Year 175 BC was a year of the pre-Julian Roman calendar. At the time it was known as the Year of the Consulship of Scaevola and Lepidus (or, less frequently, year 579 Ab urbe condita). The denomination 175 BC for this year has been used since the early medieval period, when the Anno Domini calendar era became the prevalent method in Europe for naming years.

Events 
 By place 
 Seleucid Empire 
 King Seleucus IV of Syria arranges for the exchange of his brother Antiochus for Demetrius, the son of Seleucus IV, who has been a hostage in Rome following the Treaty of Apamea in 188 BC. However, Seleucus IV is assassinated by his chief minister Heliodorus who then seizes the Syrian throne.

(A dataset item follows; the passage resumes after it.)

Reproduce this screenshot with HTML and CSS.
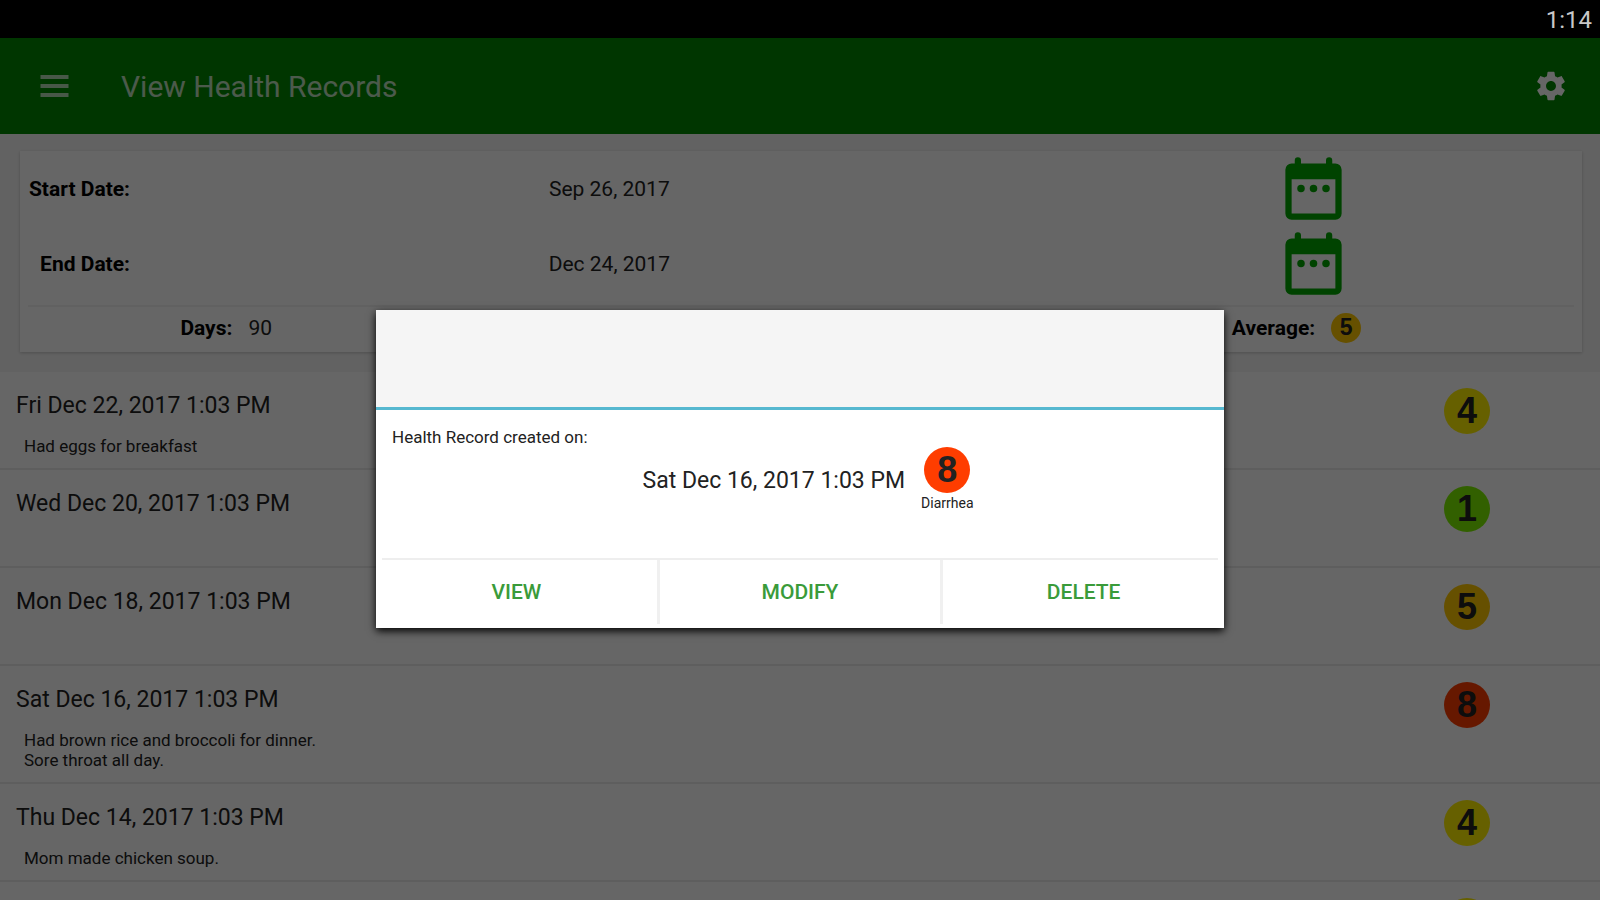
FILE: index.html
```html
<!DOCTYPE html>
<html lang="en">
<head>
    <meta charset="UTF-8">
    <meta name="viewport" content="width=device-width, initial-scale=1.0">
    <title>View Health Records</title>
    <link rel="stylesheet" href="styles.css">
</head>
<body>

    <div class="status-bar">1:14</div>

    <div class="app">
        <header class="toolbar">
            <button type="button" class="icon-button" aria-label="Menu">
                <svg class="menu-icon" viewBox="0 0 28 22"><path d="M0 0h28v4H0zM0 9h28v4H0zM0 18h28v4H0z"/></svg>
            </button>
            <h1>View Health Records</h1>
            <button type="button" class="icon-button" aria-label="Settings">
                <svg class="settings-icon" viewBox="0 0 24 24"><path d="M19.43 12.98c.04-.32.07-.64.07-.98s-.03-.66-.07-.98l2.11-1.65c.19-.15.24-.42.12-.64l-2-3.46c-.12-.22-.39-.3-.61-.22l-2.49 1c-.52-.4-1.08-.73-1.69-.98l-.38-2.65C14.46 2.18 14.25 2 14 2h-4c-.25 0-.46.18-.49.42l-.38 2.65c-.61.25-1.17.59-1.69.98l-2.49-1c-.23-.09-.49 0-.61.22l-2 3.46c-.13.22-.07.49.12.64l2.11 1.65c-.04.32-.07.65-.07.98s.03.66.07.98l-2.11 1.65c-.19.15-.24.42-.12.64l2 3.46c.12.22.39.3.61.22l2.49-1c.52.4 1.08.73 1.69.98l.38 2.65c.03.24.24.42.49.42h4c.25 0 .46-.18.49-.42l.38-2.65c.61-.25 1.17-.59 1.69-.98l2.49 1c.23.09.49 0 .61-.22l2-3.46c.12-.22.07-.49-.12-.64l-2.11-1.65zM12 15.5c-1.93 0-3.5-1.57-3.5-3.5s1.57-3.5 3.5-3.5 3.5 1.57 3.5 3.5-1.57 3.5-3.5 3.5z"/></svg>
            </button>
        </header>

        <main>
            <section class="summary">
                <div class="date-row">
                    <b>Start Date:</b>
                    <span>Sep 26, 2017</span>
                    <button type="button" class="icon-button" aria-label="Pick start date">
                        <svg class="calendar-icon" viewBox="0 0 24 24"><path d="M19 4h-1V3a1 1 0 0 0-2 0v1H8V3a1 1 0 0 0-2 0v1H5a2 2 0 0 0-2 2v14a2 2 0 0 0 2 2h14a2 2 0 0 0 2-2V6a2 2 0 0 0-2-2zm0 16H5V9h14z"/><circle cx="8" cy="12" r="1.2"/><circle cx="12" cy="12" r="1.2"/><circle cx="16" cy="12" r="1.2"/></svg>
                    </button>
                </div>
                <div class="date-row">
                    <b>End Date:</b>
                    <span>Dec 24, 2017</span>
                    <button type="button" class="icon-button" aria-label="Pick end date">
                        <svg class="calendar-icon" viewBox="0 0 24 24"><path d="M19 4h-1V3a1 1 0 0 0-2 0v1H8V3a1 1 0 0 0-2 0v1H5a2 2 0 0 0-2 2v14a2 2 0 0 0 2 2h14a2 2 0 0 0 2-2V6a2 2 0 0 0-2-2zm0 16H5V9h14z"/><circle cx="8" cy="12" r="1.2"/><circle cx="12" cy="12" r="1.2"/><circle cx="16" cy="12" r="1.2"/></svg>
                    </button>
                </div>
                <div class="totals">
                    <div class="total"><b>Days:</b> <span>90</span></div>
                    <div class="total average"><b>Average:</b> <span class="score score-small level-5">5</span></div>
                </div>
            </section>

            <ul class="records">
                <li>
                    <div class="record-text">
                        <h2>Fri Dec 22, 2017 1:03 PM</h2>
                        <p>Had eggs for breakfast</p>
                    </div>
                    <span class="score level-4">4</span>
                </li>
                <li>
                    <div class="record-text">
                        <h2>Wed Dec 20, 2017 1:03 PM</h2>
                    </div>
                    <span class="score level-1">1</span>
                </li>
                <li>
                    <div class="record-text">
                        <h2>Mon Dec 18, 2017 1:03 PM</h2>
                    </div>
                    <span class="score level-5">5</span>
                </li>
                <li>
                    <div class="record-text">
                        <h2>Sat Dec 16, 2017 1:03 PM</h2>
                        <p>Had brown rice and broccoli for dinner.<br>Sore throat all day.</p>
                    </div>
                    <span class="score level-8">8</span>
                </li>
                <li>
                    <div class="record-text">
                        <h2>Thu Dec 14, 2017 1:03 PM</h2>
                        <p>Mom made chicken soup.</p>
                    </div>
                    <span class="score level-4">4</span>
                </li>
                <li>
                    <div class="record-text"></div>
                    <span class="score level-4"></span>
                </li>
            </ul>
        </main>

        <div class="backdrop">
            <div class="dialog" role="dialog" aria-label="Health Record">
                <div class="dialog-title"></div>
                <div class="dialog-body">
                    <p>Health Record created on:</p>
                    <div class="dialog-record">
                        <span class="dialog-date">Sat Dec 16, 2017 1:03 PM</span>
                        <div class="symptom">
                            <span class="score level-8">8</span>
                            <small>Diarrhea</small>
                        </div>
                    </div>
                </div>
                <div class="dialog-buttons">
                    <button type="button">VIEW</button>
                    <button type="button">MODIFY</button>
                    <button type="button">DELETE</button>
                </div>
            </div>
        </div>
    </div>

</body>
</html>
```
FILE: styles.css
```css
* {
    box-sizing: border-box;
}

body {
    font-family: Roboto, sans-serif;
    margin: 0;
    height: 100vh;
    display: flex;
    flex-direction: column;
    overflow: hidden;
    background-color: #000;
    color: #222;
}

h1, h2, p {
    margin: 0;
    font-weight: normal;
}

button {
    font-family: inherit;
    border: none;
    background: none;
    padding: 0;
    cursor: pointer;
}

.status-bar {
    height: 38px;
    padding-right: 8px;
    line-height: 40px;
    font-size: 24px;
    text-align: right;
    color: #c8c8c8;
}

.app {
    position: relative;
    flex: 1;
    min-height: 0;
    overflow: hidden;
    background-color: #f5f5f5;
}

.toolbar {
    display: flex;
    align-items: center;
    height: 96px;
    padding: 0 32px 0 40px;
    background-color: #008700;
    color: #fff;
}

.toolbar h1 {
    flex: 1;
    margin-left: 52px;
    font-size: 30px;
    opacity: 0.75;
}

.icon-button {
    display: flex;
}

.icon-button svg {
    fill: currentColor;
}

.toolbar .icon-button {
    color: #fff;
}

.menu-icon {
    width: 29px;
    height: 22px;
    opacity: 0.7;
}

.settings-icon {
    width: 34px;
    height: 34px;
}

.summary {
    margin: 17px 18px 20px 20px;
    background-color: #fff;
    box-shadow: 0 1px 3px rgba(0, 0, 0, 0.2);
    font-size: 21px;
}

.summary b {
    color: #000;
}

.date-row {
    display: grid;
    grid-template-columns: 110px 2fr 1fr;
    column-gap: 30px;
    align-items: center;
    justify-items: center;
    height: 75px;
    padding-right: 44px;
}

.date-row b {
    justify-self: end;
}

.date-row .icon-button {
    color: #00a800;
}

.calendar-icon {
    width: 75px;
    height: 75px;
}

.totals {
    display: grid;
    grid-template-columns: 10fr 15fr 14fr;
    height: 47px;
    margin: 4px 8px 0;
    border-top: 2px solid #f2f2f2;
}

.total {
    display: flex;
    align-items: center;
    justify-content: center;
    gap: 16px;
    padding-bottom: 4px;
}

.average {
    grid-column: 3;
}

.score {
    display: flex;
    align-items: center;
    justify-content: center;
    flex: none;
    width: 46px;
    height: 46px;
    border-radius: 50%;
    font-family: "Liberation Sans", sans-serif;
    font-size: 36px;
    font-weight: bold;
    color: #222;
}

.score-small {
    width: 30px;
    height: 30px;
    font-size: 23px;
}

.level-1 {
    background-color: #7ef000;
}

.level-4 {
    background-color: #fff000;
}

.level-5 {
    background-color: #ffc800;
}

.level-8 {
    background-color: #ff3d00;
}

.records {
    list-style: none;
    margin: 0;
    padding: 0;
    background-color: #fff;
}

.records li {
    display: flex;
    min-height: 98px;
    padding: 16px 110px 12px 16px;
    border-bottom: 2px solid #ececec;
}

.record-text {
    flex: 1;
}

.record-text h2 {
    font-size: 23px;
    line-height: 36px;
}

.record-text p {
    padding: 12px 8px 0;
    font-size: 17px;
    line-height: 20px;
}

.backdrop {
    position: absolute;
    inset: 0;
    display: flex;
    align-items: center;
    justify-content: center;
    background-color: rgba(0, 0, 0, 0.6);
}

.dialog {
    width: 53%;
    background-color: #fff;
    box-shadow: 0 3px 8px #000;
}

.dialog-title {
    height: 100px;
    background-color: #f5f5f5;
    border-bottom: 3px solid #56b8d0;
}

.dialog-body {
    height: 150px;
    margin: 0 6px;
    padding: 17px 10px;
    border-bottom: 2px solid #eee;
    font-size: 17px;
}

.dialog-record {
    display: flex;
    justify-content: center;
    gap: 16px;
    padding-left: 16px;
}

.dialog-date {
    padding-top: 20px;
    font-size: 23px;
}

.symptom {
    display: flex;
    flex-direction: column;
    align-items: center;
}

.symptom small {
    font-size: 14px;
    line-height: 20px;
}

.dialog-buttons {
    display: flex;
    height: 68px;
    padding-bottom: 4px;
}

.dialog-buttons button {
    flex: 1;
    font-size: 21px;
    font-weight: 500;
    color: #3a9b3a;
}

.dialog-buttons button + button {
    border-left: 3px solid #f0f0f0;
}
```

 Antiochus manages to oust Heliodorus and takes advantage of Demetrius' captivity in Rome to seize the throne for himself under the name Antiochus IV Epiphanes.
 During this period of uncertainty in Syria, the Egyptian ruler, Ptolemy VI, lays claim to Coele Syria, Palestine, and Phoenicia, which the Seleucid king Antiochus III has previously conquered. Both the Syrian and Egyptian parties appeal to Rome for help, but the Roman Senate refuses to take sides.

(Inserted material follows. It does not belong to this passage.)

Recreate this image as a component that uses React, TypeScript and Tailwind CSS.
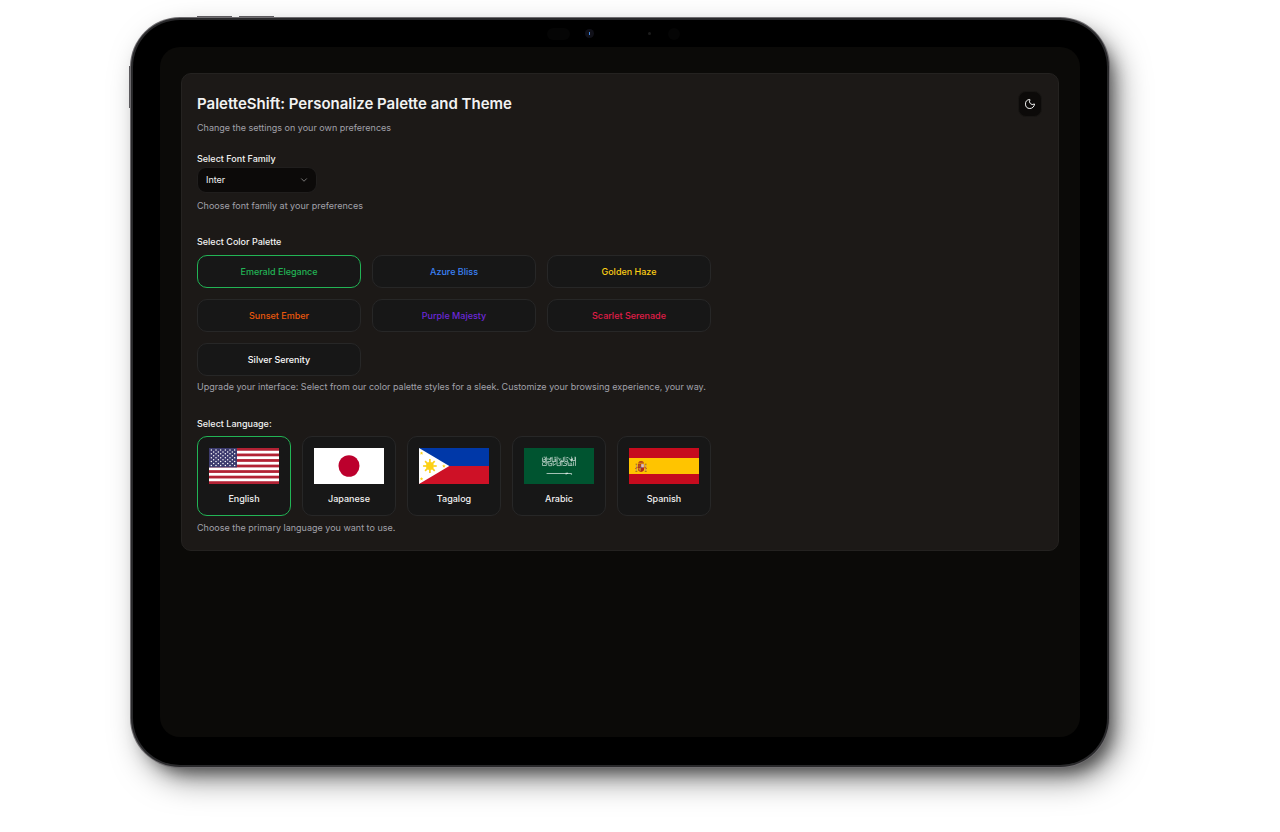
import { useState, type ComponentType } from "react";
import { ChevronDown, Moon } from "lucide-react";

const palettes = [
  { name: "Emerald Elegance", color: "text-[#22b455]" },
  { name: "Azure Bliss", color: "text-[#3b82f6]" },
  { name: "Golden Haze", color: "text-[#facc15]" },
  { name: "Sunset Ember", color: "text-[#ea580c]" },
  { name: "Purple Majesty", color: "text-[#6d28d9]" },
  { name: "Scarlet Serenade", color: "text-[#e11d48]" },
  { name: "Silver Serenity", color: "text-[#fafafa]" },
];

const flagClass = "block h-9 w-full";

function UsFlag() {
  const stars = [];
  for (let row = 0; row < 9; row++) {
    const count = row % 2 === 0 ? 6 : 5;
    for (let i = 0; i < count; i++) {
      stars.push(
        <circle
          key={`${row}-${i}`}
          cx={(row % 2 === 0 ? 2.4 : 4.8) + i * 4.8}
          cy={1.94 * (row + 1)}
          r="0.75"
          fill="#fff"
        />,
      );
    }
  }
  return (
    <svg viewBox="0 0 72 36" preserveAspectRatio="none" className={flagClass} aria-hidden="true">
      <rect width="72" height="36" fill="#fff" />
      {[0, 2, 4, 6, 8, 10, 12].map((n) => (
        <rect key={n} y={(n * 36) / 13} width="72" height={36 / 13} fill="#b22234" />
      ))}
      <rect width="28.8" height="19.4" fill="#3c3b6e" />
      {stars}
    </svg>
  );
}

function JapanFlag() {
  return (
    <svg viewBox="0 0 72 36" preserveAspectRatio="none" className={flagClass} aria-hidden="true">
      <rect width="72" height="36" fill="#fff" />
      <circle cx="36" cy="18" r="10.8" fill="#bc002d" />
    </svg>
  );
}

function PhilippinesFlag() {
  return (
    <svg viewBox="0 0 72 36" preserveAspectRatio="none" className={flagClass} aria-hidden="true">
      <rect width="72" height="18" fill="#0038a8" />
      <rect y="18" width="72" height="18" fill="#ce1126" />
      <path d="M0 0L31.2 18L0 36Z" fill="#fff" />
      <g fill="#fcd116" stroke="#fcd116">
        <circle cx="11.2" cy="18" r="4" stroke="none" />
        {[0, 45, 90, 135, 180, 225, 270, 315].map((a) => (
          <path key={a} d="M11.2 14.5V11" strokeWidth="1.7" transform={`rotate(${a} 11.2 18)`} />
        ))}
        {[
          [2.6, 5.2],
          [2.6, 30.8],
          [25.6, 18],
        ].map(([x, y]) => (
          <path
            key={`${x}-${y}`}
            stroke="none"
            d="M0 -1.8L.5 -.6L1.8 -.5L.8 .4L1.1 1.6L0 .9L-1.1 1.6L-.8 .4L-1.8 -.5L-.5 -.6Z"
            transform={`translate(${x} ${y})`}
          />
        ))}
      </g>
    </svg>
  );
}

function SaudiFlag() {
  return (
    <svg viewBox="0 0 72 36" preserveAspectRatio="none" className={flagClass} aria-hidden="true">
      <rect width="72" height="36" fill="#005430" />
      <g fill="none" stroke="#fff" strokeWidth="0.7" strokeLinecap="round" opacity="0.85">
        <path d="M19 10v3.5h3V10M23 9v5M24.5 13.5h3V9.5M26 11.5l3-2M29 10v3.5h4l-1-3M34 9v5M35.5 10l2 3.5h3V9.5M42 9v4.5h3l-1-2.5M46 10l3 3.5V9M50 10.5l-1.5 2h4V9M53 9.5v8" />
        <path d="M19 15v2.5h4l1-3M20 14.2h2M25.5 14.5v3.2h3v-2.5M30 14v3.5l3-2M34 14.6v3h3.5v-3M39 14v3.7M40.5 17.5h3l1-3M45.5 14.5v3h4l-1-2.5M51 14v3.5" />
        <path d="M20.5 9.2h1M27 15.6h1M31.5 9.3h1M37 11h1M44 9.5h1M47 16h1M20 12l2-1M24 11h2M36 15.5l2-2M41.5 14.8l2 1M48 11.5h2M22 16l2-2M31 12h2M38.5 12.5l2 1" />
      </g>
      <path d="M22.5 25.3h20.2l.5-.8.9.5 1.2-.5v.8h3.5l.8.8-.8.7-1-.7H44l-.8.6-.5-.7H24z" fill="#fff" opacity="0.85" />
    </svg>
  );
}

function SpainFlag() {
  return (
    <svg viewBox="0 0 72 36" preserveAspectRatio="none" className={flagClass} aria-hidden="true">
      <rect width="72" height="36" fill="#c60b1e" />
      <rect y="10" width="72" height="16" fill="#ffc400" />
      <g>
        <path d="M9.4 15.3q.4-2.3 3-2.3t3 2.3z" fill="#a8321c" />
        <path d="M12.4 12.4v1M10.4 14.4h4" stroke="#e0a02a" strokeWidth=".4" />
        <path d="M9.2 15.8h6.4v5q0 2.8-3.2 3.2-3.2-.4-3.2-3.2z" fill="#ad2a1c" />
        <path d="M12.5 16.1h2.8v3.3h-2.8z" fill="#d8c4c0" />
        <path d="M9.6 16.3h2.6v3H9.6z" fill="#b84f1c" />
        <path d="M9.6 20h2.7v3q-2-.2-2.7-2z" fill="#c9822a" />
        <circle cx="12.4" cy="19.5" r=".8" fill="#5f6c9c" />
        <path d="M7.6 16.4v6.6M17.2 16.4v6.6" stroke="#b79a72" strokeWidth="1" />
        <path d="M6.6 23.4h2M16.2 23.4h2M6.8 16.2h1.6M16.4 16.2h1.6" stroke="#8a5b16" strokeWidth=".8" />
        <path d="M6.4 20.6l2.6-1.4M15.8 19.2l2.6 1.4" stroke="#b8421c" strokeWidth=".9" />
      </g>
    </svg>
  );
}

const languages: { name: string; Flag: ComponentType }[] = [
  { name: "English", Flag: UsFlag },
  { name: "Japanese", Flag: JapanFlag },
  { name: "Tagalog", Flag: PhilippinesFlag },
  { name: "Arabic", Flag: SaudiFlag },
  { name: "Spanish", Flag: SpainFlag },
];

const borderFor = (selected: boolean) => (selected ? "border-[#22b455]" : "border-[#272727]");

function SettingsCard() {
  const [font, setFont] = useState("Inter");
  const [palette, setPalette] = useState("Emerald Elegance");
  const [language, setLanguage] = useState("English");

  return (
    <section className="rounded-[10px] border border-[#242220] bg-[#1c1917] pt-[17px] pr-4 pb-[14px] pl-[15px] text-[9px] leading-4 text-[#a1a1aa]">
      <header className="flex items-start justify-between gap-4">
        <div>
          <h1 className="text-[15px] leading-[26px] font-semibold text-[#f2f2f2]">
            PaletteShift: Personalize Palette and Theme
          </h1>
          <p className="mt-[3px]">Change the settings on your own preferences</p>
        </div>
        <button
          type="button"
          aria-label="Toggle theme"
          className="flex h-[26px] w-6 items-center justify-center rounded-lg border border-[#171513] bg-[#0c0a09] text-[#f2f2f2]"
        >
          <Moon className="size-3 shrink-0" strokeWidth={2} />
        </button>
      </header>

      <div className="mt-[15px]">
        <label htmlFor="font-family" className="block font-medium text-[#f2f2f2]">
          Select Font Family
        </label>
        <div className="relative w-[120px]">
          <select
            id="font-family"
            value={font}
            onChange={(e) => setFont(e.target.value)}
            className="block h-[26px] w-full appearance-none rounded-[9px] border border-[#201e1d] bg-[#0c0a09] px-2 text-[#f2f2f2]"
          >
            <option>Inter</option>
            <option>Roboto</option>
            <option>Lato</option>
          </select>
          <ChevronDown className="pointer-events-none absolute top-2 right-2 size-[10px] text-[#8b8a89]" strokeWidth={2} />
        </div>
        <p className="mt-[5px]">Choose font family at your preferences</p>
      </div>

      <div className="mt-5">
        <h2 className="font-medium text-[#f2f2f2]">Select Color Palette</h2>
        <div className="mt-[5px] grid max-w-[514px] grid-cols-3 gap-[11px]">
          {palettes.map(({ name, color }) => (
            <button
              key={name}
              type="button"
              aria-pressed={palette === name}
              onClick={() => setPalette(name)}
              className={`h-[33px] rounded-[10px] border bg-[#171717] font-medium ${color} ${borderFor(palette === name)}`}
            >
              {name}
            </button>
          ))}
        </div>
        <p className="mt-[3px]">
          Upgrade your interface: Select from our color palette styles for a sleek. Customize your browsing experience,
          your way.
        </p>
      </div>

      <div className="mt-[21px]">
        <h2 className="font-medium text-[#f2f2f2]">Select Language:</h2>
        <div className="mt-1 grid max-w-[514px] grid-cols-5 gap-[11px]">
          {languages.map(({ name, Flag }) => (
            <button
              key={name}
              type="button"
              aria-pressed={language === name}
              onClick={() => setLanguage(name)}
              className={`flex h-20 flex-col gap-[7px] rounded-[10px] border bg-[#171717] px-[11px] pt-[11px] font-medium text-[#f2f2f2] ${borderFor(language === name)}`}
            >
              <Flag />
              <span className="w-full text-center">{name}</span>
            </button>
          ))}
        </div>
        <p className="mt-1">Choose the primary language you want to use.</p>
      </div>
    </section>
  );
}

export default function App() {
  return (
    <main className="min-h-screen bg-white pt-[17px] pr-[170px] pb-16 pl-[130px] font-['Inter',sans-serif]">
      <div className="relative rounded-[50px] bg-[#6f6d70] p-px shadow-[10px_14px_32px_-4px_rgba(0,0,0,0.5),8px_10px_16px_-6px_rgba(0,0,0,0.5)]">
        <span className="absolute -top-px left-[67px] h-px w-[35px] bg-[#5c5a5e]" />
        <span className="absolute -top-px left-[109px] h-px w-[35px] bg-[#5c5a5e]" />
        <span className="absolute top-[49px] -left-px h-[42px] w-px bg-[#5c5a5e]" />
        <div className="rounded-[49px] bg-[#29292b] p-[2px]">
          <div className="relative rounded-[47px] bg-black px-[27px] pt-[27px] pb-7">
            <span className="absolute top-2 left-[414px] h-3 w-[23px] rounded-full bg-[#050505]" />
            <span className="absolute top-[9px] left-[452px] flex size-[9px] items-center justify-center rounded-full bg-[#101018]">
              <span className="h-[3px] w-px bg-[#3f86dc]" />
            </span>
            <span className="absolute top-3 left-[515px] size-[3px] rounded-full bg-[#1c1c1c]" />
            <span className="absolute top-2 left-[535px] size-3 rounded-full bg-[#050505]" />
            <div className="min-h-[690px] rounded-[20px] bg-[#0b0a08] px-[21px] pt-[26px] pb-6">
              <SettingsCard />
            </div>
          </div>
        </div>
      </div>
    </main>
  );
}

 Timarchus is appointed governor of Media in western Persia by Antiochus IV to deal with the growing threat from the Parthians while Timarchus' brother, Heracleides, becomes minister of the royal finances.

 By topic 
 Art 
 The construction of the western front of the altar in Pergamum, Turkey begins (approximate date) and is finished in 156 BC. A reconstruction of it is now kept at the Staatliche Museen zu Berlin, Preussischer Kulturbesitz, Pergamonmuseum in Berlin.

Deaths 
 Quintus Caecilius Metellus, Roman consul and dictator (b. c. 250 BC)
 Seleucus IV Philopator, king of the Seleucid dynasty, who has ruled since 187 BC (b. c. 217 BC) 
Cleopatra I of Egypt, mother of Ptolemy VI.